Ukazu is the author of the "Check, Please!" a series she began in 2013 that centers around Eric "Bitty" Bittle, a gay former junior figure skating champion from Georgia who loves baking pies and plays hockey on his northern college's team.
"Check, Please! Book 1: #Hockey" tops Amazon's best seller list in the teen and young adult hockey fiction category. Ukazu made a splash in the comics and book publishing world when she raised $398,520 through a Kickstarter campaign in 2016 to help pay to print the books, make promotional jerseys and handle shipping costs.
Inspired by Ukazu, Epstein created "Breaking the Ice," a webcomic series about teenage hockey players and their romantic endeavors off the ice. She debuted online and at FlameCon, the world's largest queer comic convention, two weeks ago in New York and quickly sold out 200 copies.
Epstein is in talks over whether to continue the series on the web or focus on print.
"We have so little representation in general, and it means a lot to see yourself represented," said Epstein, who is gay and the daughter of a Chilean mother and a Jewish father from central Pennsylvania.
The comics have struck a chord and are creating a new generation of hockey fans, according to Rachel Donner, a co-commissioner for the recreation league of the New York City Gay Hockey Association.
"I know a lot of people that started reading 'Check, Please!,' in particular, who were not hockey people at all," said Donner, who owns comic art panels drawn and autographed by Ukazu. "Having read that, they've gotten into hockey a little bit. They've started thinking about college hockey or women's hockey.

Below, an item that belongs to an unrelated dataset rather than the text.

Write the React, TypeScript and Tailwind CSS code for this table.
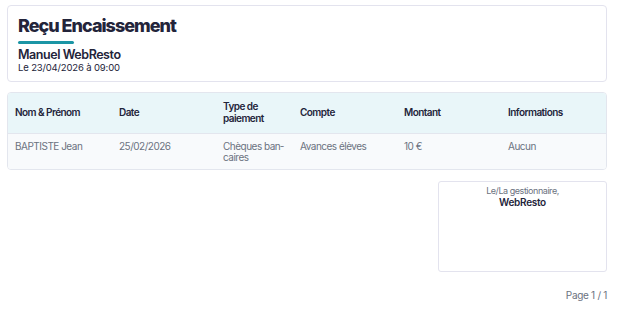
import React from 'react';

const columns = [
  { label: 'Nom & Prénom', width: 'w-[104px]' },
  { label: 'Date', width: 'w-[104px]' },
  { label: 'Type de paiement', width: 'w-[77px]' },
  { label: 'Compte', width: 'w-[104px]' },
  { label: 'Montant', width: 'w-[104px]' },
  { label: 'Informations', width: 'w-[106px]' },
];

const rows = [
  {
    name: 'BAPTISTE Jean',
    date: '25/02/2026',
    type: 'Chèques ban\u00ADcaires',
    account: 'Avances élèves',
    amount: '10 €',
    info: 'Aucun',
  },
];

export default function App() {
  return (
    <div
      lang="fr"
      className="w-[617px] h-[312px] bg-white pl-[7px] pt-[5px] text-[#23243a]"
      style={{ fontFamily: 'Inter, "Noto Sans", sans-serif' }}
    >
      <div className="w-[600px] flex flex-col">
        {/* Receipt header */}
        <div className="h-[77px] border border-[#e3e3ee] rounded-[4px] px-[10px] pt-[8px]">
          <h1 className="text-[18px] leading-[23px] font-extrabold tracking-[-1px]">Reçu Encaissement</h1>
          <div className="mt-[4px] w-[56px] h-[3px] bg-[#1b95a5] rounded-full" />
          <div className="mt-[3px] text-[12.5px] leading-[15px] font-semibold tracking-[-0.45px]">Manuel WebResto</div>
          <div className="text-[9.5px] leading-[11px] tracking-[-0.15px]">Le 23/04/2026 à 09:00</div>
        </div>

        {/* Payments table */}
        <div className="mt-[10px] border border-[#e3e6ee] rounded-[4px] overflow-hidden">
          <table className="w-full table-fixed border-collapse">
            <thead>
              <tr className="bg-[#e9f6f9] h-[40px] border-b border-[#e3e6ee]">
                {columns.map((col) => (
                  <th
                    key={col.label}
                    className={`${col.width} px-[7px] text-left align-middle text-[10px] leading-[11.5px] font-semibold tracking-[-0.55px] text-[#23243a]`}
                  >
                    {col.label}
                  </th>
                ))}
              </tr>
            </thead>
            <tbody>
              {rows.map((row) => (
                <tr key={row.name} className="bg-[#f8fafc] h-[36px] align-top text-[10px] leading-[11.5px] tracking-[-0.5px] text-[#6b7280]">
                  <td className="px-[7px] pt-[7px]">{row.name}</td>
                  <td className="px-[7px] pt-[7px]">{row.date}</td>
                  <td className="px-[7px] pt-[7px] pb-[5px]">{row.type}</td>
                  <td className="px-[7px] pt-[7px]">{row.account}</td>
                  <td className="px-[7px] pt-[7px]">{row.amount}</td>
                  <td className="px-[7px] pt-[7px]">{row.info}</td>
                </tr>
              ))}
            </tbody>
          </table>
        </div>

        {/* Signature */}
        <div className="mt-[11px] self-end w-[169px] h-[91px] border border-[#e3e3ee] rounded-[3px] pt-[3px] text-center">
          <div className="text-[9px] leading-[11px] tracking-[-0.45px] text-[#6b7280]">Le/La gestionnaire,</div>
          <div className="text-[10px] leading-[12px] font-semibold tracking-[-0.3px]">WebResto</div>
        </div>

        <div className="mt-[17px] text-right text-[10px] leading-[12px] tracking-[-0.3px] text-[#6b7280]">Page 1 / 1</div>
      </div>
    </div>
  );
}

And then it's kind of like a domino effect where they're, like, 'Oh then maybe I'll check out the NHL too.' I really think she's creating hockey fans where there might not have been before and I think she's also creating comic fans where there might not have been before of people who are into hockey."
Epstein and Ukazu became hockey fans through different paths. Epstein, 26, learned to play the game as a teenager growing up in suburban Philadelphia.
"I did a tryout for hockey and I still was on the fence about it, and then I saw a 'Simpson's' episode," she said. "There's an episode where Lisa gets to be a goalie. I know its fantasy, and I knew that as a kid, too. But just having that normalized, having that broadcast on Fox TV made me, like, 'Oh, well, If Lisa on 'The Simpsons' does it, then I can do it."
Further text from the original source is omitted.